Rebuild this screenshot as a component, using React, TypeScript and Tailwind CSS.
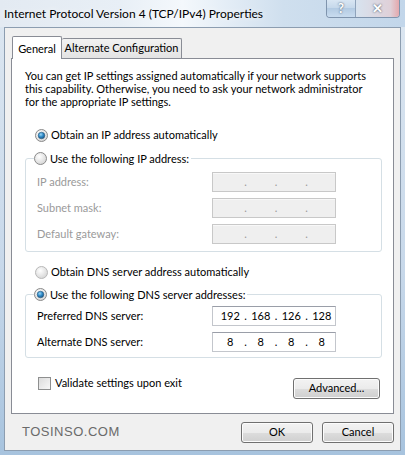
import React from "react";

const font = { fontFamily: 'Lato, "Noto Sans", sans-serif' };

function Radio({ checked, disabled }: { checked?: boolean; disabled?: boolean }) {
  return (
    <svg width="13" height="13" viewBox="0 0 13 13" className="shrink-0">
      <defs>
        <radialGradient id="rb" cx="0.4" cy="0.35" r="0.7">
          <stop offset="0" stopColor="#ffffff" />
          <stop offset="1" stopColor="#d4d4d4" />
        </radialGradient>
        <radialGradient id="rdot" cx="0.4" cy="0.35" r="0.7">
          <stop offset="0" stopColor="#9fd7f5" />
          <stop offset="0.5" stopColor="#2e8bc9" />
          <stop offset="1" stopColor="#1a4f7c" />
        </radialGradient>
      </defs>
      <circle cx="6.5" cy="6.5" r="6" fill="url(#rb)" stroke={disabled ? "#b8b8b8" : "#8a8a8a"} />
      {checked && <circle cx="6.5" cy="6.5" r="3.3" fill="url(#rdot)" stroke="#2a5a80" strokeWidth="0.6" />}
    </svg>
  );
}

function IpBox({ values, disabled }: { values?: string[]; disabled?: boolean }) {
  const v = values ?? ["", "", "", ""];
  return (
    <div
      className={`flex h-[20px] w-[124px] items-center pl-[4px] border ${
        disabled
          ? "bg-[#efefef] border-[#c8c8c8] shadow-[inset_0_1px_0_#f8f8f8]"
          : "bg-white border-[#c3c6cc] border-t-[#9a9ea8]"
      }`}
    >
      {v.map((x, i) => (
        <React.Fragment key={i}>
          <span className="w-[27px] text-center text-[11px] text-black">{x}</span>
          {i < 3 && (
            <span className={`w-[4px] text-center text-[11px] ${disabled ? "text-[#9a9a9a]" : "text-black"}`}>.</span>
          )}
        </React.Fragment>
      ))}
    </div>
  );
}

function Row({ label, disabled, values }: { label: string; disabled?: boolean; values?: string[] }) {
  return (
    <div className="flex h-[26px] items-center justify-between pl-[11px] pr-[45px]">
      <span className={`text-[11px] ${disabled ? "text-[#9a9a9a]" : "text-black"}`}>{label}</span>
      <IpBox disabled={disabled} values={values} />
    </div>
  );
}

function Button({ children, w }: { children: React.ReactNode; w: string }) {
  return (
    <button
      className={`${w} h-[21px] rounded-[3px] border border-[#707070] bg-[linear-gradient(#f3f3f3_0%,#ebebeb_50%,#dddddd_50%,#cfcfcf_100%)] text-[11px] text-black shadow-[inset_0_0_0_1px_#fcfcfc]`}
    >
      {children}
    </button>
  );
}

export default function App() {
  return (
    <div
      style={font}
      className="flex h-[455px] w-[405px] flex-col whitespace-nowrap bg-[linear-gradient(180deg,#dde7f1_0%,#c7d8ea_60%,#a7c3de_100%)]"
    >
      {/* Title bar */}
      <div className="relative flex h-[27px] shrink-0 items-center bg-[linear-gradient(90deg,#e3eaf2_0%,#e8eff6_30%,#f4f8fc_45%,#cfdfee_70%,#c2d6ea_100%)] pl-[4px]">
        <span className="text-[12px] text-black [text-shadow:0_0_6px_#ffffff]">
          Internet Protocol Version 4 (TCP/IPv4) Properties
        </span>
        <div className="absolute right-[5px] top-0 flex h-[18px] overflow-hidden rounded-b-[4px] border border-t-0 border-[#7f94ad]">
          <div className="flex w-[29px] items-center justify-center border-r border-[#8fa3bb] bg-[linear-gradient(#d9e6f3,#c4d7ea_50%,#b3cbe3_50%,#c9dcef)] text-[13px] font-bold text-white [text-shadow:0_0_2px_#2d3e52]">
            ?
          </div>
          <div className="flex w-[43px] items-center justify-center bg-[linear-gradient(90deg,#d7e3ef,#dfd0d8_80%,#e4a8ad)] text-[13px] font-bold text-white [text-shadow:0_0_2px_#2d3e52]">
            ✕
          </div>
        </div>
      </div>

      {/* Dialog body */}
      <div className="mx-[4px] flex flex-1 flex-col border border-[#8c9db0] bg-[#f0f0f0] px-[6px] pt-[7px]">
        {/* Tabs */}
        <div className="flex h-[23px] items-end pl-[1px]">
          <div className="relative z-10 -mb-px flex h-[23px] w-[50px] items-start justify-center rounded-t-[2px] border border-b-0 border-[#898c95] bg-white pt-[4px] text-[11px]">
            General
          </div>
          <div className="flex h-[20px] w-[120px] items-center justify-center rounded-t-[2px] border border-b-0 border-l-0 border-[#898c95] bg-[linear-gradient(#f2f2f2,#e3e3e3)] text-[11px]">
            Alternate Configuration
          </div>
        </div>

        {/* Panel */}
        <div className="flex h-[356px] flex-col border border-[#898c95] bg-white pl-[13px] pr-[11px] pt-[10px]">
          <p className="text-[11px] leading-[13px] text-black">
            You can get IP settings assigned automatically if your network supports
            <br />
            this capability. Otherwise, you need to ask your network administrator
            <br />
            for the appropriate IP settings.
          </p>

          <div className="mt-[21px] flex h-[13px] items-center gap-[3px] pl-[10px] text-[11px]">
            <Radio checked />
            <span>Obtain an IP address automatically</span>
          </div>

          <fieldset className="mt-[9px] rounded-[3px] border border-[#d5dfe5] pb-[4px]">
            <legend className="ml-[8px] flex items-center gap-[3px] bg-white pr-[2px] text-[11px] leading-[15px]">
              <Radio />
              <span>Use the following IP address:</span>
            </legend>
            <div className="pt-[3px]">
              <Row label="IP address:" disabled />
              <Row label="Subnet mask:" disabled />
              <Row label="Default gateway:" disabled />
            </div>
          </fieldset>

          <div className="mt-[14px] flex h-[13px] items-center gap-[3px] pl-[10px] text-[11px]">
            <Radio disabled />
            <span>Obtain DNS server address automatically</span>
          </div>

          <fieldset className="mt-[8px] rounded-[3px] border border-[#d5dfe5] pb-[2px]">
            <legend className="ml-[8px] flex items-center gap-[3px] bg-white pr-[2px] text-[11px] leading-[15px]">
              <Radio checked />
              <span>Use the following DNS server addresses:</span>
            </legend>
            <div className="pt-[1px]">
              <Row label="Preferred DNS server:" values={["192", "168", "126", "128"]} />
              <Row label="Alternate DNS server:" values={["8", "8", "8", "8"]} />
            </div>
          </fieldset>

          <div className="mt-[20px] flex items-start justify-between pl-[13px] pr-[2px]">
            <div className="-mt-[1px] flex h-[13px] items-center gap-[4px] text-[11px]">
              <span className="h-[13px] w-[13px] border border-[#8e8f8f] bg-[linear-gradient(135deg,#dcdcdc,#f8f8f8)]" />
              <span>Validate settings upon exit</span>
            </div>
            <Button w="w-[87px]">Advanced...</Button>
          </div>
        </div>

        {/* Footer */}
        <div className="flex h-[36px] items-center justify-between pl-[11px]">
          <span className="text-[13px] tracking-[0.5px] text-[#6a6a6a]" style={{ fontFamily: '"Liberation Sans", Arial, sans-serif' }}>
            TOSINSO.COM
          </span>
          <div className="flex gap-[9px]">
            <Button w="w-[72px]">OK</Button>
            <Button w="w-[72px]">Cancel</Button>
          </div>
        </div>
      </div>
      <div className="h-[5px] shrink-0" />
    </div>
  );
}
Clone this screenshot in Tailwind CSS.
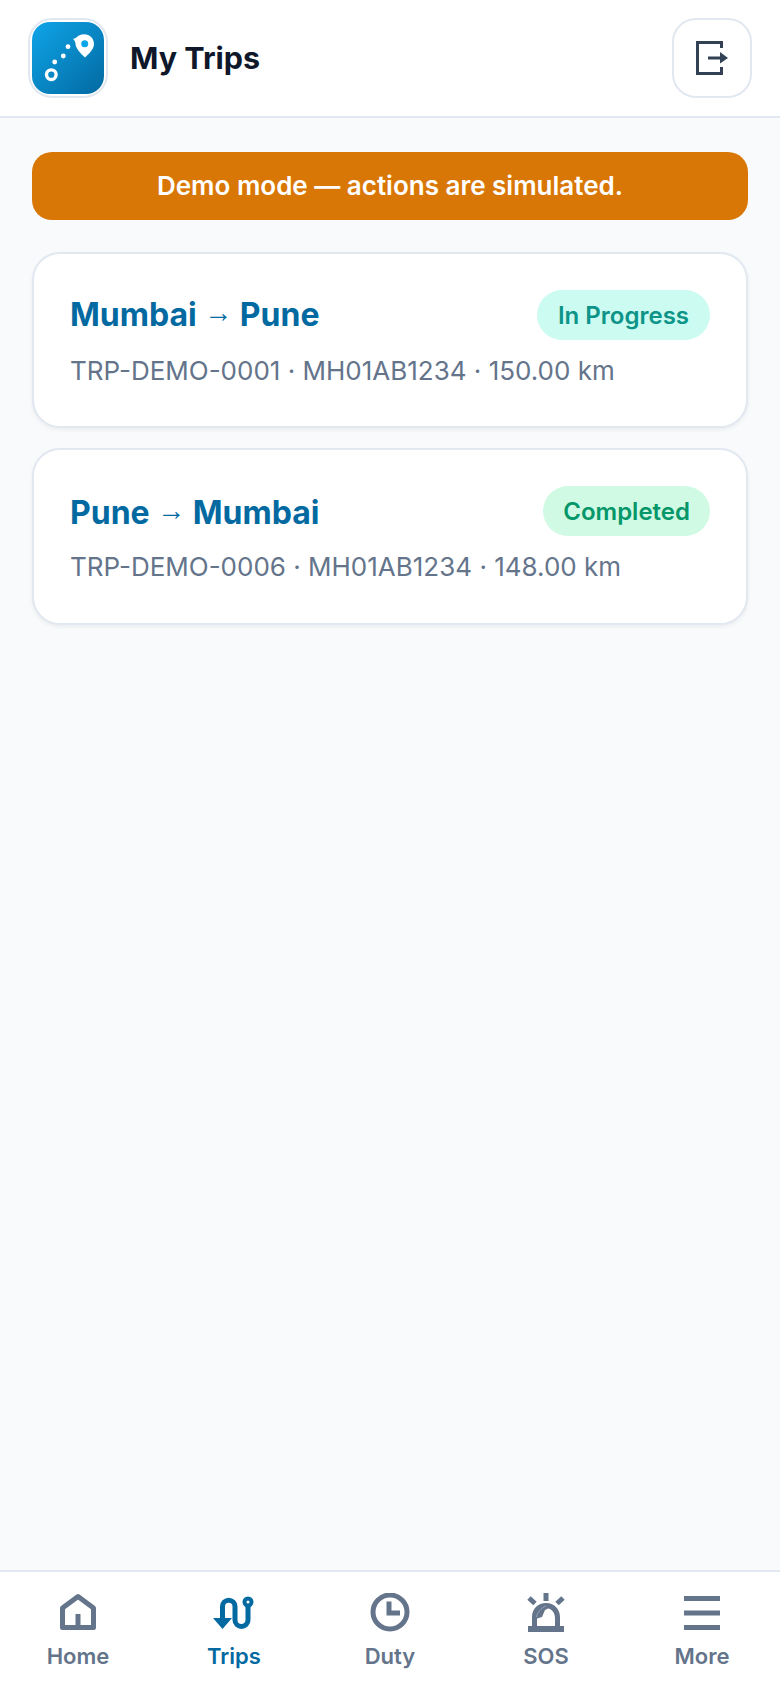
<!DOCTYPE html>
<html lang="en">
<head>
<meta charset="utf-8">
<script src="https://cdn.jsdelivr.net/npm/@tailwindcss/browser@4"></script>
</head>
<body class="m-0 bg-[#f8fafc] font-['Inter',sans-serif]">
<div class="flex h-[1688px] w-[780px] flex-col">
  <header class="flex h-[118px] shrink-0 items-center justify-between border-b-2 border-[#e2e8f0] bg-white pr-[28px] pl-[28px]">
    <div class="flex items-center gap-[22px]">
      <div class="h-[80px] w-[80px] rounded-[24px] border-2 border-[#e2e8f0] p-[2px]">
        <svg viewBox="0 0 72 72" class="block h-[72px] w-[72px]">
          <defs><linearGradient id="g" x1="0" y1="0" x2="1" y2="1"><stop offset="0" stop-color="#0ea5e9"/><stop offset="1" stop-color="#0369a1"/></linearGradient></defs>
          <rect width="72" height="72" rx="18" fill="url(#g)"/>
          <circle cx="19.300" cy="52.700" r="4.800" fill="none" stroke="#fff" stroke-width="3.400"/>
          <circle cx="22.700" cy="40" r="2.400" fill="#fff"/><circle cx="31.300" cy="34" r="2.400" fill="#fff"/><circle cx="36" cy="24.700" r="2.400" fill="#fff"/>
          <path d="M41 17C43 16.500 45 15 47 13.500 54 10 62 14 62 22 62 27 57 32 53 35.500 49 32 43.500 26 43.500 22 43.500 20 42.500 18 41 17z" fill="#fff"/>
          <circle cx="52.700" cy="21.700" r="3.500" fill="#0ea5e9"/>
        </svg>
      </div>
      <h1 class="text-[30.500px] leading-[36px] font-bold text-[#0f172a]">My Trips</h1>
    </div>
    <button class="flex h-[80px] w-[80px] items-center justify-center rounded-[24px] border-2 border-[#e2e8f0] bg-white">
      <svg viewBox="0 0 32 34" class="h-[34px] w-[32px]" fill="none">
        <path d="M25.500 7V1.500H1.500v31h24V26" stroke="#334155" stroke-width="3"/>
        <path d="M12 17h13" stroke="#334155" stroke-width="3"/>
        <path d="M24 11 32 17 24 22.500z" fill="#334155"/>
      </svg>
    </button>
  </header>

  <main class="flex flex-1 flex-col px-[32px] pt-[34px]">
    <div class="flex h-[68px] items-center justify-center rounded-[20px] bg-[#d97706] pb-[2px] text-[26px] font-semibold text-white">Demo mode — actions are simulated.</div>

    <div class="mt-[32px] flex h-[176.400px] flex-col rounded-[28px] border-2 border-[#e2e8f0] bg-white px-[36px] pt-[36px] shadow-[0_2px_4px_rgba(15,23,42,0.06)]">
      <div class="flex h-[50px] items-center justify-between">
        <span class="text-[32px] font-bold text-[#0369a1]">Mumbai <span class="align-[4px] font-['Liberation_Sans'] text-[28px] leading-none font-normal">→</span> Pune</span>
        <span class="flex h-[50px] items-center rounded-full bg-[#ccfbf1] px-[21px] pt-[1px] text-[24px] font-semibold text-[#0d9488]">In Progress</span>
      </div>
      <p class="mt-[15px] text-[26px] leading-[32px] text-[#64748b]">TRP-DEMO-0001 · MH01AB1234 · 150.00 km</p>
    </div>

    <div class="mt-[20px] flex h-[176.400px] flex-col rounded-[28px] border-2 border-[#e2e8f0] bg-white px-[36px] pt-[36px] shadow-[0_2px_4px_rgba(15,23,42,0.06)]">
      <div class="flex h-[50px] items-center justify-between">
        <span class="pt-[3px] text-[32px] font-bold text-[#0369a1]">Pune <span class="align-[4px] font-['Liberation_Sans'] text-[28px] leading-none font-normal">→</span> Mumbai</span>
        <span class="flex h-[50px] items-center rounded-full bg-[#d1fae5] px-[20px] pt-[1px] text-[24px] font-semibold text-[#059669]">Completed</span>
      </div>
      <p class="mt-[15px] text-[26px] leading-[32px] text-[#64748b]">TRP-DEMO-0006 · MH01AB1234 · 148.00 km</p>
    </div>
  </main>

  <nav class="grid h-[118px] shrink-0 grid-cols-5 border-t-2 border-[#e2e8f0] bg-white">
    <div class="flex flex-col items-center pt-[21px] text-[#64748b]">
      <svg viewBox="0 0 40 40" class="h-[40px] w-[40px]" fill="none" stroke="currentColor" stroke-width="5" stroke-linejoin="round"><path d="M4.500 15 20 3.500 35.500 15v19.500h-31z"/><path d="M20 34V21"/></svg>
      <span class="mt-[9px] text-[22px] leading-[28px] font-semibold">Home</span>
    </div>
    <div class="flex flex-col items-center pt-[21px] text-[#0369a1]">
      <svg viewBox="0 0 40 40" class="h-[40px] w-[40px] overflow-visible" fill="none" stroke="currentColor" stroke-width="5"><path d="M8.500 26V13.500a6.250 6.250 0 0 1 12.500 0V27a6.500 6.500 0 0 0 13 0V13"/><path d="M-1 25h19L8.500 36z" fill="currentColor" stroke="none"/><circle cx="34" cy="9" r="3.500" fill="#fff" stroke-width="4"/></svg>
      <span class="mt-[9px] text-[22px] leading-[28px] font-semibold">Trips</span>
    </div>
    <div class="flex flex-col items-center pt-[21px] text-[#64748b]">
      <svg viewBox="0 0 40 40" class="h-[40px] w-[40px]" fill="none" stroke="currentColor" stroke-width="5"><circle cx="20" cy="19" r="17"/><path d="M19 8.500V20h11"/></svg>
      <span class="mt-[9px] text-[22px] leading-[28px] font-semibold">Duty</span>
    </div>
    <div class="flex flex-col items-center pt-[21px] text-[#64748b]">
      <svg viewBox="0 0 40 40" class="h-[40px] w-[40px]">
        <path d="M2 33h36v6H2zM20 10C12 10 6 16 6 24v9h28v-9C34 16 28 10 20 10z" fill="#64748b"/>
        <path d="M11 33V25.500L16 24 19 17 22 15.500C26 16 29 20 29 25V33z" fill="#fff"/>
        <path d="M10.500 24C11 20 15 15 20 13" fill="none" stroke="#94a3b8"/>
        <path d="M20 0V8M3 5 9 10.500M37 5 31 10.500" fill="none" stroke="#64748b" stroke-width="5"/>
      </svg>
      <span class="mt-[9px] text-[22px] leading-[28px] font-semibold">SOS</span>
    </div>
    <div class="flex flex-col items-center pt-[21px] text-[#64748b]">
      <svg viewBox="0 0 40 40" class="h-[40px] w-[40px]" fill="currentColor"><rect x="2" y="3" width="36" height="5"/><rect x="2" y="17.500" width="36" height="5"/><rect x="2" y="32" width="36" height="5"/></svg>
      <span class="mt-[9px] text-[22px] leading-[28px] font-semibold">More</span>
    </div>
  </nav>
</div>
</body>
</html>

───

» **Exercise task**
Report how many lines of the entries hold the string "screenshot". Provide the number alone.

» **Solution to this task**
2